JAMES MADISON: COMMANDER IN CHIEF (627 pp.)—Irving Brant—Bobbs-Merrill ($7.50).
The enemies of the fourth President of the U.S. called him “little Jemmy,” or “his little majesty,” or “withered little apple-John.” Declared one editorial writer: “His heart is petrified and hard as marble. His body is torpid, and he is without feeling.”
Even his greatest admirers would admit that James Madison was not an imposing figure of a man. Standing only 5 ft. 6 in., the slightly built Madison appeared to be even shorter, and his face wore a look of perpetual perplexity. The shy son of a well-to-do Virginia planter, Madison early began to seek consolation in books, developed a deft, concise writing style by the time he graduated from Princeton in 1771 and set out on a career of molding men’s minds rather than swaying their passions.
Friendly Neighbor. At the constitutional convention in 1787, James Madison was a quiet champion of a strong central government. His voluminous notes were by far the best record taken of the convention. When some states balked at ratifying the Constitution, Madison helped Alexander Hamilton and John Jay in writing some of the most cogent political propaganda in U.S. history—the anonymous articles called the Federalist papers.
From 1789 to 1797, Madison served in the House of Representatives that he had helped set up, found time to marry a buxom widow named Dolley Todd, and, with honors enough for any bookish man, retired to Virginia to lead the life of a gentleman farmer. But when Thomas Jefferson became President in 1801, he summoned his good friend Madison to become his Secretary of State. And before Jefferson left the presidency in 1809, he successfully named Madison as his successor.
Whisper & Torch. The sixth and final volume of Irving Brant’s massive biography begins as Madison is leading the U.S. into the War of 1812. In the five previous volumes, Brant argued energetically and effectively that Madison was the forgotten Founding Father, a man dehumanized by historians because of his “intellectual powers, his Addisonian style of political writing and his concentration on public affairs.” As proof that he had a more human side, Brant even dug up some mildly salacious poems that Madison had written at Princeton. In his present volume, Brant claims that Madison was also a strong President—and trips over the facts of history.
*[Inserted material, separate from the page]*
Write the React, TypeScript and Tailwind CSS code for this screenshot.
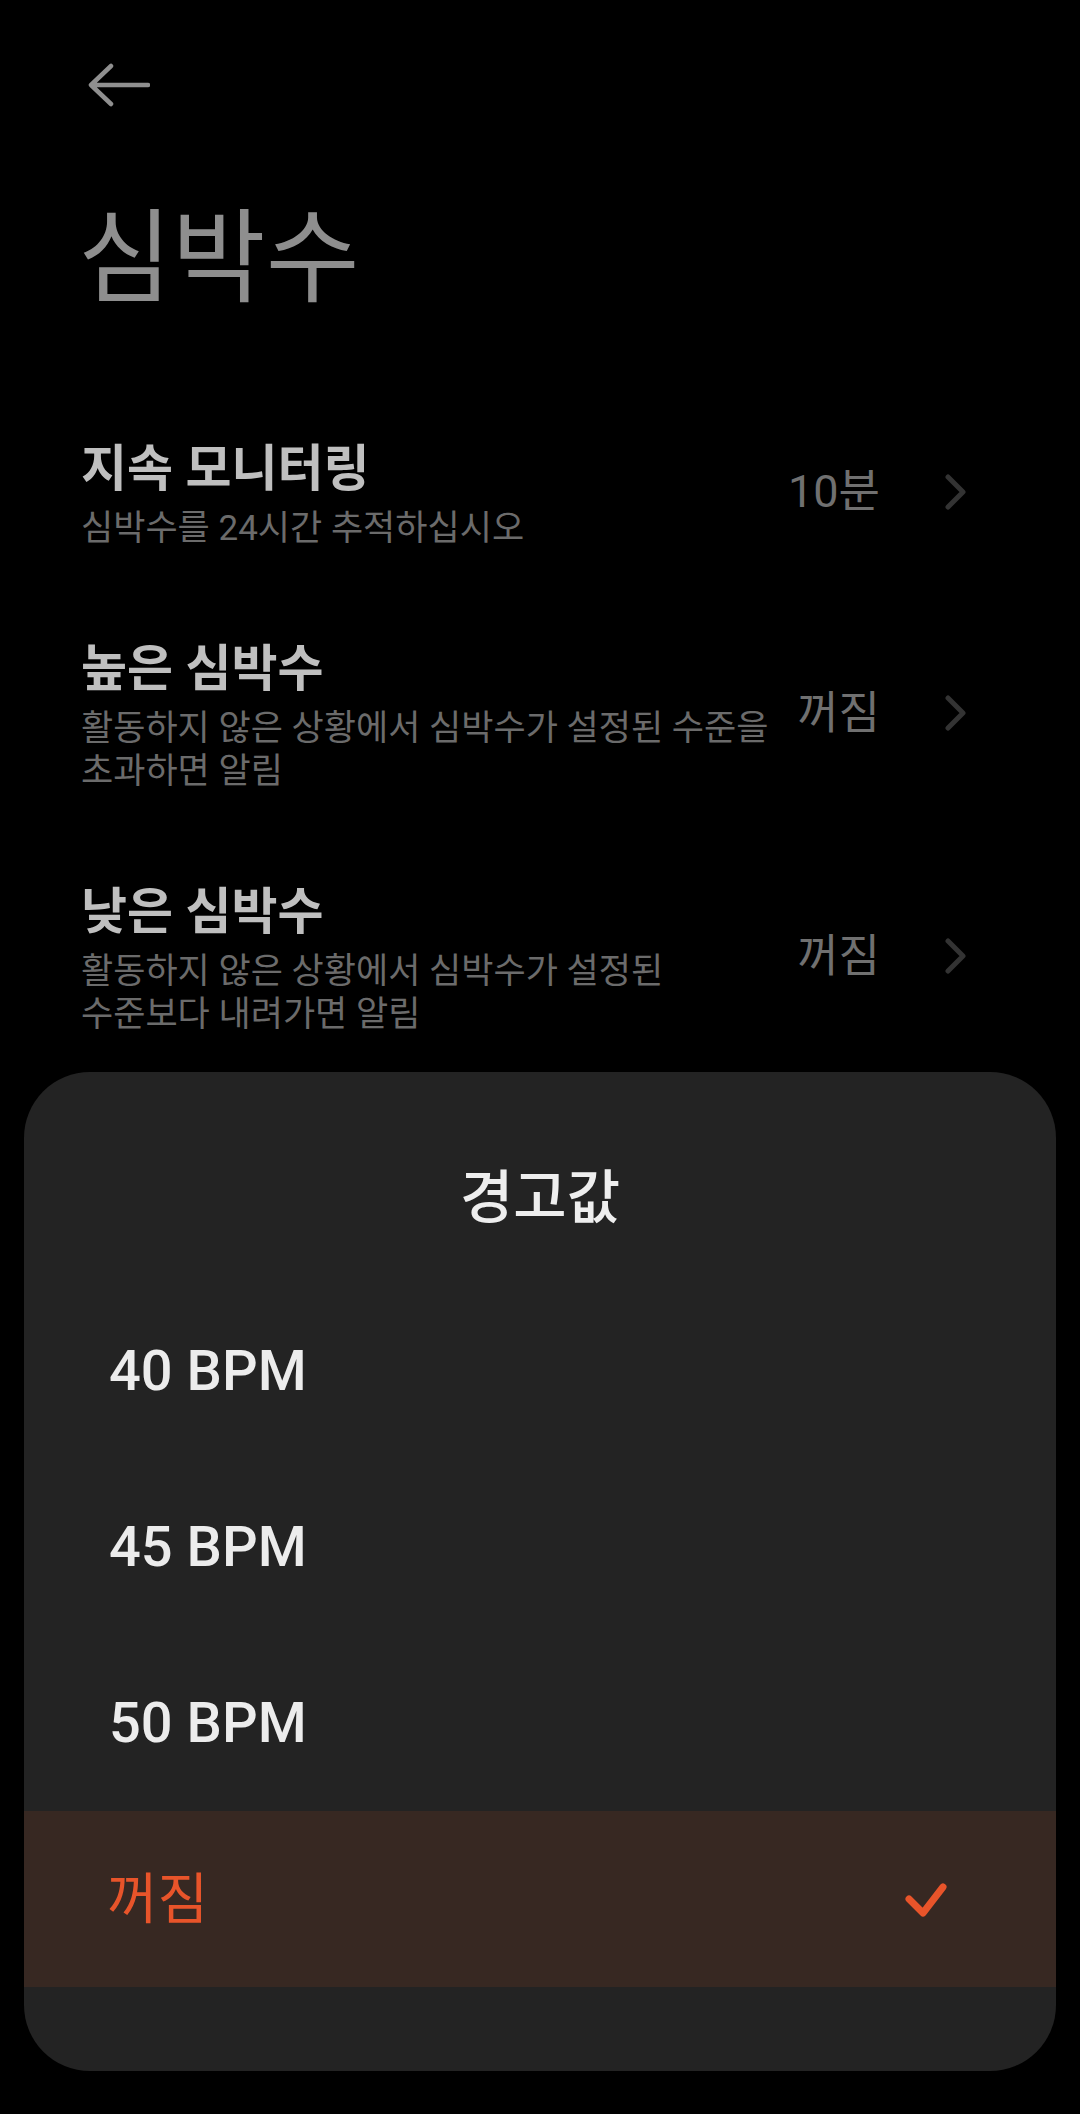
import React from 'react';

const FONT = "font-['Roboto','Noto_Sans_CJK_KR',sans-serif]";

interface SettingRowProps {
  title: string;
  lines: string[];
  value: string;
}

const Chevron = () => (
  <svg width="24" height="36" viewBox="0 0 24 36" fill="none" className="shrink-0">
    <polyline points="4,3 19,18 4,33" stroke="#333333" strokeWidth={5} strokeLinecap="round" strokeLinejoin="round" />
  </svg>
);

const SettingRow: React.FC<SettingRowProps> = ({ title, lines, value }) => (
  <div className="flex items-center pl-[81px] pr-[112px]">
    <div className="flex-1 min-w-0">
      <div className="text-[50px] leading-[56px] font-bold text-[#bfbfbf]">{title}</div>
      <div className="mt-[10px] text-[35px] leading-[43px] text-[#6b6b6b]">
        {lines.map((line) => (
          <div key={line} className="whitespace-nowrap">{line}</div>
        ))}
      </div>
    </div>
    <div className="flex items-center gap-[64px] mb-[8px]">
      <span className="text-[45px] leading-none text-[#707070] whitespace-nowrap">{value}</span>
      <Chevron />
    </div>
  </div>
);

const options = ['40 BPM', '45 BPM', '50 BPM'];

export default function App() {
  return (
    <div className={`min-h-[2114px] w-[1080px] bg-black ${FONT} overflow-hidden`}>
      {/* Header */}
      <div className="pt-[63px] pl-[88px]">
        <svg width="62" height="44" viewBox="0 0 62 44" fill="none">
          <path d="M3 22H60M23 3L3 22L23 41" stroke="#8f8f8f" strokeWidth={4.5} strokeLinecap="round" strokeLinejoin="round" />
        </svg>
      </div>
      <h1 className="mt-[101px] pl-[78px] text-[102px] leading-none font-normal text-[#8e8e8e]">심박수</h1>

      {/* Settings */}
      <div className="mt-[131px] flex flex-col gap-[91px]">
        <SettingRow title="지속 모니터링" lines={['심박수를 24시간 추적하십시오']} value="10분" />
        <SettingRow
          title="높은 심박수"
          lines={['활동하지 않은 상황에서 심박수가 설정된 수준을', '초과하면 알림']}
          value="꺼짐"
        />
        <SettingRow
          title="낮은 심박수"
          lines={['활동하지 않은 상황에서 심박수가 설정된', '수준보다 내려가면 알림']}
          value="꺼짐"
        />
      </div>

      {/* Bottom sheet */}
      <div className="mt-[36px] mx-[24px] rounded-[66px] bg-[#232323] overflow-hidden pt-[97px] pb-[84px]">
        <h2 className="text-center text-[58px] leading-none font-medium text-[#eeeeee]">경고값</h2>
        <div className="mt-[56px]">
          {options.map((opt) => (
            <div key={opt} className="h-[176px] flex items-center pl-[85px]">
              <span className="text-[56px] font-medium text-[#ececec]">{opt}</span>
            </div>
          ))}
          <div className="h-[176px] flex items-center justify-between pl-[83px] pr-[106px] bg-[#372822]">
            <span className="text-[55px] leading-none text-[#e8542a]">꺼짐</span>
            <svg width="48" height="40" viewBox="0 0 48 40" fill="none">
              <polyline points="7,20 21,34 41,8" stroke="#e8542a" strokeWidth={7} strokeLinecap="round" strokeLinejoin="round" />
            </svg>
          </div>
        </div>
      </div>
    </div>
  );
}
Madison fought the war mainly to stop British harassing of U.S. shipping. British men-of-war were keeping U.S. ships out of European ports and halting them on the high seas to impress U.S. sailors into the British navy. Madison never did succeed in rallying the nation behind the war. Merchants traded with the enemy throughout the war. Connecticut, Rhode Island and Massachusetts were so opposed to “Mr. Madison’s War” that there was open talk of secession. Madison had no control over Congress, tolerated incompetent subordinates in his Cabinet. A whispering campaign was launched suggesting that he was impotent and that Dolley was unfaithful. Worst of all, Madison suffered the humiliation of having to flee Washington before a British army, which casually put the torch to the White House. At war’s end, Madison did not win a single major concession from the British in the settlement.
Brant concedes all this. In rebuttal, he argues that Madison deserved credit for the victory because he pushed through the construction of the heavily armored ships that won the battles on the Great Lakes and Lake Champlain, and backed the rise of young generals such as Winfield Scott, who finally stopped the British armies. Brant blames historians’ low opinion of Madison as President on a failure to appreciate his “quiet methods” and “an underestimate of the titanic difficulties heaped on him by the refusal of New England to take part in the war.”
Where’s Jemmy? Brant began his spirited defense of Madison in 1938 while he was working as an editorial writer for the now defunct St. Louis Star-Times. The biography soon came to take so much of his time that Brant gave up his journalistic career. “If anyone had told me in 1938 that I would be working on Madison for 23 years, I would have been appalled,” says Brant, now a spry, white-thatched 76. “I should never have started it.”
Brant can still whack out a crackling paragraph in the style of his old newspaper days. But in his sixth volume, as in the previous five, he smothers this talent by his pack-rat compulsion to drag in everything pertaining to Madison and his times, no matter how deadening it may be. Even so, the main weakness of his final book is Madison himself, who was far too small a man for the heroic role that Brant would have him play. At times, in fact, even Author Irving Brant seems to forget about little Jemmy, as page after page goes by without a mention of James Madison.